Exercise instructions. Give an exact transcription of every line, dropping the images.

....

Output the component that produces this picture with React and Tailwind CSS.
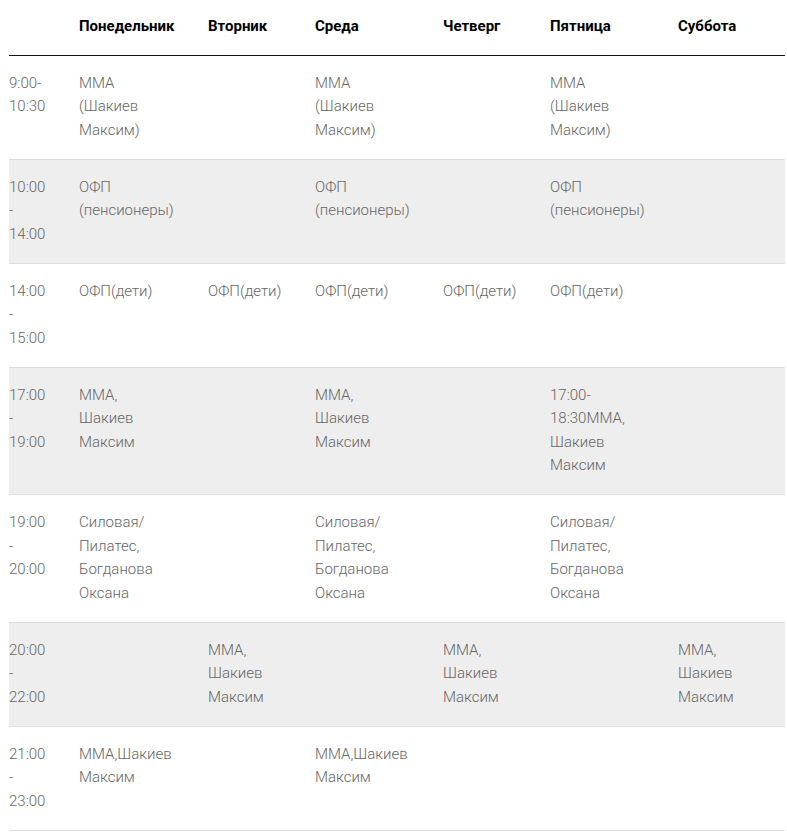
const days = ['Понедельник', 'Вторник', 'Среда', 'Четверг', 'Пятница', 'Суббота']

const rows = [
  { time: '9:00-10:30', cells: ['MMA (Шакиев Максим)', '', 'MMA (Шакиев Максим)', '', 'MMA (Шакиев Максим)', ''] },
  { time: '10:00 - 14:00', cells: ['ОФП (пенсионеры)', '', 'ОФП (пенсионеры)', '', 'ОФП (пенсионеры)', ''] },
  { time: '14:00 - 15:00', cells: ['ОФП(дети)', 'ОФП(дети)', 'ОФП(дети)', 'ОФП(дети)', 'ОФП(дети)', ''] },
  { time: '17:00 - 19:00', cells: ['MMA, Шакиев Максим', '', 'MMA, Шакиев Максим', '', '17:00-18:30MMA, Шакиев Максим', ''] },
  {
    time: '19:00 - 20:00',
    cells: ['Силовая/ Пилатес, Богданова Оксана', '', 'Силовая/ Пилатес, Богданова Оксана', '', 'Силовая/ Пилатес, Богданова Оксана', ''],
  },
  { time: '20:00 - 22:00', cells: ['', 'MMA, Шакиев Максим', '', 'MMA, Шакиев Максим', '', 'MMA, Шакиев Максим'] },
  { time: '21:00 - 23:00', cells: ['MMA,Шакиев Максим', '', 'MMA,Шакиев Максим', '', '', ''] },
]

// column widths taken from the reference
const cols = ['w-[70px]', 'w-[129px]', 'w-[107px]', 'w-[128px]', 'w-[107px]', 'w-[128px]', 'w-[107px]']
const pads = ['pr-[30px]', 'pr-[47px]', 'pr-[25px]', 'pr-[46px]', 'pr-[25px]', 'pr-[46px]', 'pr-[25px]']

const App = () => {
  return (
    <div className="min-h-[836px] bg-white font-['Roboto',sans-serif] text-[15px] leading-[23.5px]">
      <table className="ml-[9px] w-[776px] table-fixed border-collapse">
        <colgroup>
          {cols.map((c, i) => (
            <col key={i} className={c} />
          ))}
        </colgroup>
        <thead>
          <tr className="border-b border-[#111]">
            <th className="pt-[15px] pb-4" />
            {days.map((d, i) => (
              <th key={d} className={`pt-[15px] pb-4 text-left align-top font-bold text-black ${pads[i + 1]}`}>
                {d}
              </th>
            ))}
          </tr>
        </thead>
        <tbody>
          {rows.map((row, r) => (
            <tr key={r} className={`border-b border-[#ddd] ${r % 2 === 1 ? 'bg-[#eee]' : 'bg-white'}`}>
              <td className={`pt-4 pb-[16.5px] align-top font-light text-[#666] ${pads[0]}`}>{row.time}</td>
              {row.cells.map((c, i) => (
                <td key={i} className={`pt-4 pb-[16.5px] align-top font-light text-[#666] ${pads[i + 1]}`}>
                  {c}
                </td>
              ))}
            </tr>
          ))}
        </tbody>
      </table>
    </div>
  )
}

export default App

....

Exercise output.
Output the component that produces this picture with React and Tailwind CSS.
const days = ['Понедельник', 'Вторник', 'Среда', 'Четверг', 'Пятница', 'Суббота']

const rows = [
  { time: '9:00-10:30', cells: ['MMA (Шакиев Максим)', '', 'MMA (Шакиев Максим)', '', 'MMA (Шакиев Максим)', ''] },
  { time: '10:00 - 14:00', cells: ['ОФП (пенсионеры)', '', 'ОФП (пенсионеры)', '', 'ОФП (пенсионеры)', ''] },
  { time: '14:00 - 15:00', cells: ['ОФП(дети)', 'ОФП(дети)', 'ОФП(дети)', 'ОФП(дети)', 'ОФП(дети)', ''] },
  { time: '17:00 - 19:00', cells: ['MMA, Шакиев Максим', '', 'MMA, Шакиев Максим', '', '17:00-18:30MMA, Шакиев Максим', ''] },
  {
    time: '19:00 - 20:00',
    cells: ['Силовая/ Пилатес, Богданова Оксана', '', 'Силовая/ Пилатес, Богданова Оксана', '', 'Силовая/ Пилатес, Богданова Оксана', ''],
  },
  { time: '20:00 - 22:00', cells: ['', 'MMA, Шакиев Максим', '', 'MMA, Шакиев Максим', '', 'MMA, Шакиев Максим'] },
  { time: '21:00 - 23:00', cells: ['MMA,Шакиев Максим', '', 'MMA,Шакиев Максим', '', '', ''] },
]

// column widths taken from the reference
const cols = ['w-[70px]', 'w-[129px]', 'w-[107px]', 'w-[128px]', 'w-[107px]', 'w-[128px]', 'w-[107px]']
const pads = ['pr-[30px]', 'pr-[47px]', 'pr-[25px]', 'pr-[46px]', 'pr-[25px]', 'pr-[46px]', 'pr-[25px]']

const App = () => {
  return (
    <div className="min-h-[836px] bg-white font-['Roboto',sans-serif] text-[15px] leading-[23.5px]">
      <table className="ml-[9px] w-[776px] table-fixed border-collapse">
        <colgroup>
          {cols.map((c, i) => (
            <col key={i} className={c} />
          ))}
        </colgroup>
        <thead>
          <tr className="border-b border-[#111]">
            <th className="pt-[15px] pb-4" />
            {days.map((d, i) => (
              <th key={d} className={`pt-[15px] pb-4 text-left align-top font-bold text-black ${pads[i + 1]}`}>
                {d}
              </th>
            ))}
          </tr>
        </thead>
        <tbody>
          {rows.map((row, r) => (
            <tr key={r} className={`border-b border-[#ddd] ${r % 2 === 1 ? 'bg-[#eee]' : 'bg-white'}`}>
              <td className={`pt-4 pb-[16.5px] align-top font-light text-[#666] ${pads[0]}`}>{row.time}</td>
              {row.cells.map((c, i) => (
                <td key={i} className={`pt-4 pb-[16.5px] align-top font-light text-[#666] ${pads[i + 1]}`}>
                  {c}
                </td>
              ))}
            </tr>
          ))}
        </tbody>
      </table>
    </div>
  )
}

export default App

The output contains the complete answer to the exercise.